A peine arrivés, les plus motivés y improvisent une AG : faut-il tenter d’envoyer des représentants au ministre pour discuter ou se contenter de protester ? Le mégaphone circule et les avis divergent. «Si on refuse de négocier, on va perdre toute crédibilité», estime un lycéen. «Si on refuse le dialogue aujourd’hui, c’est parce qu’eux ont refusé l’action pendant des années», lui répond un autre.
Ne plus avoir d’enfant
Un peu en retrait, Neil, étudiant à Sciences-Po qui préfère ne pas donner son vrai prénom, soupire en entendant résonner des slogans anticapitalistes. «C’est important de porter un message non partisan, qui ne soit pas spécifiquement de gauche. L’environnement est un problème qui concerne tout le monde, il ne faut pas se couper des sympathisants d’autres courants politiques.»
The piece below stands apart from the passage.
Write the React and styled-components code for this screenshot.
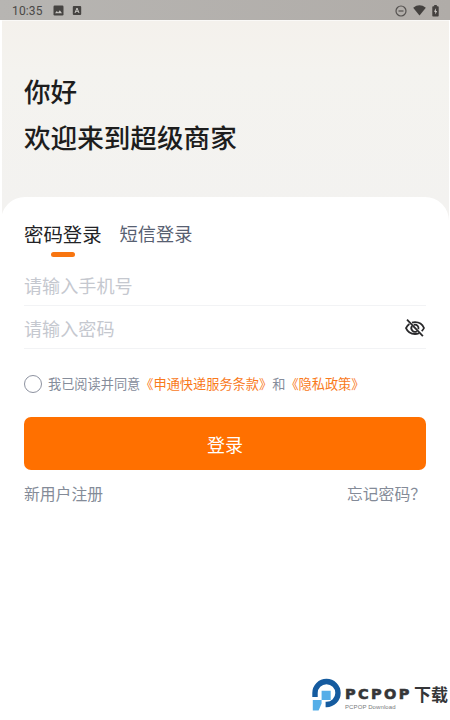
import React from "react";
import styled, { createGlobalStyle } from "styled-components";

const GlobalStyle = createGlobalStyle`
  *, *::before, *::after { box-sizing: border-box; }
  body { margin: 0; background: #fff; }
  button, input { font: inherit; border: 0; padding: 0; margin: 0; background: none; }
`;

const Screen = styled.main`
  width: 450px;
  height: 720px;
  overflow: hidden;
  display: flex;
  flex-direction: column;
  background: #fff;
  font-family: "Noto Sans CJK SC", "Noto Sans", sans-serif;
`;

const StatusBar = styled.header`
  height: 20px;
  flex: none;
  display: flex;
  align-items: center;
  justify-content: space-between;
  padding: 1px 11px 0 12px;
  background: linear-gradient(90deg, #b7b5b2, #b0aca8);
  color: #4a4846;
`;

const StatusGroup = styled.div`
  display: flex;
  align-items: center;
  gap: ${({ $gap }) => $gap}px;
`;

const Clock = styled.time`
  font: 400 12px/18px Roboto, sans-serif;
  letter-spacing: 0.15px;
  width: 32px;
  margin-right: 1px;
`;

const Hero = styled.section`
  height: 187px;
  flex: none;
  margin: 0 1px 0 2px;
  padding: 47px 22px 0;
  border-top: 1px solid #faf9f7;
  background: linear-gradient(180deg, #f4f1ec 0, #f4f3ef 50px, #f3f2f0 100%);
`;

const Greeting = styled.h1`
  margin: 0;
  font-size: 26.6px;
  line-height: 45.5px;
  font-weight: 500;
  color: #1d1d1d;
`;

const GreetingLine = styled.span`
  display: block;
`;

const HeroFoot = styled.div`
  height: 36px;
  flex: none;
  margin: -10px 1px -36px 2px;
  background: #f3f2f0;
`;

const Panel = styled.section`
  flex: 1;
  display: flex;
  flex-direction: column;
  position: relative;
  margin: 0 1px 0 1px;
  padding: 19px 23px 0;
  border-radius: 24px 24px 0 0;
  background: #fff;
`;

const Tabs = styled.nav`
  display: flex;
  align-items: flex-start;
  gap: 18px;
  height: 48px;
`;

const Tab = styled.button`
  display: flex;
  flex-direction: column;
  align-items: center;
  font-size: ${({ $active }) => ($active ? 19.4 : 18.2)}px;
  line-height: ${({ $active }) => ($active ? 36 : 34)}px;
  color: ${({ $active }) => ($active ? "#222326" : "#576071")};
`;

const TabMark = styled.span`
  width: 24px;
  height: 5px;
  border-radius: 3px;
  background: #f87510;
`;

const Field = styled.label`
  display: flex;
  align-items: center;
  justify-content: space-between;
  height: ${({ $height }) => $height}px;
  padding-top: ${({ $drop }) => $drop || 0}px;
  border-bottom: 1px solid #f2f3f5;
`;

const Input = styled.input`
  flex: 1;
  min-width: 0;
  height: 36px;
  font-size: 18.1px;
  outline: none;
  &::placeholder { color: #c5c8cf; opacity: 1; }
`;

const Agreement = styled.div`
  display: flex;
  align-items: center;
  height: 20px;
  margin-top: 25px;
  font-size: 13.2px;
  line-height: 20px;
  color: #868d9b;
  white-space: nowrap;
`;

const Radio = styled.span`
  width: 18px;
  height: 18px;
  margin-right: 6px;
  flex: none;
  border: 1px solid #8d92a0;
  border-radius: 50%;
`;

const Policy = styled.span`
  color: #f97a1c;
`;

const Submit = styled.button`
  height: 53px;
  margin-top: 23px;
  flex: none;
  border-radius: 7px;
  background: #ff7000;
  color: #fff;
  font-size: 18px;
`;

const Links = styled.div`
  display: flex;
  justify-content: space-between;
  margin-top: 12px;
  font-size: 15.8px;
  line-height: 24px;
  color: #848b98;
`;

const Brand = styled.footer`
  display: flex;
  align-items: center;
  height: 36px;
  margin: auto -22px 7px auto;
`;

const BrandText = styled.div`
  display: flex;
  flex-direction: column;
  margin: 4px 0 0 4px;
`;

const BrandName = styled.div`
  display: flex;
  align-items: center;
  height: 19px;
  color: #353638;
`;

const Wordmark = styled.span`
  width: 69px;
  padding-top: 3px;
  font: 700 14.5px/19px "DejaVu Sans", sans-serif;
  letter-spacing: 2.4px;
  -webkit-text-stroke: 0.6px #353638;
`;

const BrandSuffix = styled.span`
  font-size: 17px;
  line-height: 19px;
  font-weight: 700;
`;

const BrandCaption = styled.span`
  font: 6px/8px "Liberation Sans", sans-serif;
  letter-spacing: 0.1px;
  color: #77797c;
`;

const PictureIcon = () => (
  <svg width="11" height="11" viewBox="0 0 11 11">
    <rect x=".5" y=".5" width="10" height="10" rx="1.2" fill="#464442" />
    <path d="M2 8.3 3.8 6l1.3 1.4L6.8 5.2 9 8.3z" fill="#c9c7c4" />
  </svg>
);

const InputModeIcon = () => (
  <svg width="10" height="11" viewBox="0 0 10 11">
    <rect x=".8" y="1" width="8.4" height="9" rx="1" fill="#464442" />
    <path d="m3 8 2-5 2 5M3.7 6.3h2.6" fill="none" stroke="#c9c7c4" />
  </svg>
);

const DndIcon = () => (
  <svg width="12" height="12" viewBox="0 0 12 12" fill="none" stroke="#555250" strokeWidth="1.2">
    <circle cx="6" cy="6" r="5" />
    <path d="M3.5 6h5" />
  </svg>
);

const WifiIcon = () => (
  <svg width="13" height="11" viewBox="0 0 13 11">
    <path d="M.2 2.7Q6.5-2 12.8 2.7L6.5 10.6z" fill="#44413f" />
  </svg>
);

const BatteryIcon = () => (
  <svg width="7" height="12" viewBox="0 0 7 12">
    <path d="M2.2 0h2.6v1.2h1.1q.8 0 .8.8v8.7q0 .8-.8.8H1.1q-.8 0-.8-.8V2q0-.8.8-.8h1.1z" fill="#44413f" />
    <path d="M4.1 3 2 6.8h1.3v2.8L5.1 6H3.8z" fill="#d3d0cd" />
  </svg>
);

const EyeOffIcon = () => (
  <svg width="21" height="20" viewBox="0 0 21 20" fill="none" stroke="#29292b" strokeWidth="1.8">
    <path d="M7 4.7Q8.4 4.2 10 4.2c4.2 0 7.6 2.6 9 5.8q-.8 1.8-2.3 3.2M14 15.2q-1.8.8-4 .8c-4.2 0-7.6-2.6-9-5.9Q2 7.6 4.4 6" />
    <path d="M8.8 6.8a3.6 3.6 0 0 1 4.6 4.4M11.9 13.2A3.6 3.6 0 0 1 7 8.1" />
    <path d="m2 1.7 15.9 16.4" />
  </svg>
);

const BrandIcon = () => (
  <svg width="29" height="34" viewBox="0 0 29 34">
    <path d="M.3 19V15A14.2 14.2 0 1 1 14.5 29.2H13.6v-5.4h.9a8.8 8.8 0 1 0-8.8-8.8V19z" fill="#155b9f" />
    <path d="M9.6 12.8h9.1v9.2H9.6zM.8 22H9.6v3.4L6.6 32.5H.8z" fill="#55aee8" />
  </svg>
);

export default function App() {
  return (
    <Screen>
      <GlobalStyle />
      <StatusBar>
        <StatusGroup $gap={8}>
          <Clock>10:35</Clock>
          <PictureIcon />
          <InputModeIcon />
        </StatusGroup>
        <StatusGroup $gap={6}>
          <DndIcon />
          <WifiIcon />
          <BatteryIcon />
        </StatusGroup>
      </StatusBar>
      <Hero>
        <Greeting>
          <GreetingLine>你好</GreetingLine>
          <GreetingLine>欢迎来到超级商家</GreetingLine>
        </Greeting>
      </Hero>
      <HeroFoot />
      <Panel>
        <Tabs>
          <Tab $active>
            密码登录
            <TabMark />
          </Tab>
          <Tab>短信登录</Tab>
        </Tabs>
        <Field $height={42}>
          <Input type="tel" placeholder="请输入手机号" />
        </Field>
        <Field $height={43} $drop={2}>
          <Input type="password" placeholder="请输入密码" />
          <EyeOffIcon />
        </Field>
        <Agreement>
          <Radio />
          <span>我已阅读并同意</span>
          <Policy>《申通快递服务条款》</Policy>
          <span>和</span>
          <Policy>《隐私政策》</Policy>
        </Agreement>
        <Submit>登录</Submit>
        <Links>
          <span>新用户注册</span>
          <span>忘记密码？</span>
        </Links>
        <Brand>
          <BrandIcon />
          <BrandText>
            <BrandName>
              <Wordmark>PCPOP</Wordmark>
              <BrandSuffix>下载</BrandSuffix>
            </BrandName>
            <BrandCaption>PCPOP Download</BrandCaption>
          </BrandText>
        </Brand>
      </Panel>
    </Screen>
  );
}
Si la question des stratégies à adopter divise, tous rappellent l’urgence à agir et le caractère exceptionnel de l’enjeu. «La situation est inacceptable. On sait que certaines mesures permettraient de limiter les problèmes climatiques et rien n’est fait, juge Maud, 16 ans, en 1ère S à Louis-le-Grand. C’est à nous, les jeunes, de pousser pour que ça bouge parce que c’est de notre futur dont il s’agit, ce dont personne n’a l’air de se rendre compte.»
Certains ont l’impression d’être nés avec l’écologie, mais d’autres avouent sans complexe n’être pleinement conscients des enjeux du dérèglement climatique que depuis peu. C’est le cas de Quentin, 16 ans, lycéen à Claude-Monet, dans le XIIIe arrondissement. «Je ne me sens vraiment concerné que depuis le début de cette année scolaire. Avec tous les rapports qui paraissent, les mauvaises nouvelles qui s’accumulent. Les insectes et les oiseaux qui disparaissent, tous ces poissons morts en Australie, les vagues de froid en Amérique du Nord… Ça nous montre que la planète court à sa fin et qu’il faut qu’on se bouge maintenant.»
Alice, 19 ans, qui se dit pourtant sensibilisée à ces questions depuis plusieurs années, sent, elle aussi, l’urgence monter. «On a de plus en plus peur. Aujourd’hui j’en suis à un point où je ne veux plus avoir d’enfants parce que je ne veux pas qu’ils vivent dans un monde sans futur.» Un peu plus loin une pancarte brandie vers les fenêtres du ministère rappelle : «55 degrés en 2050 ? Vous serez morts. Pas nous.»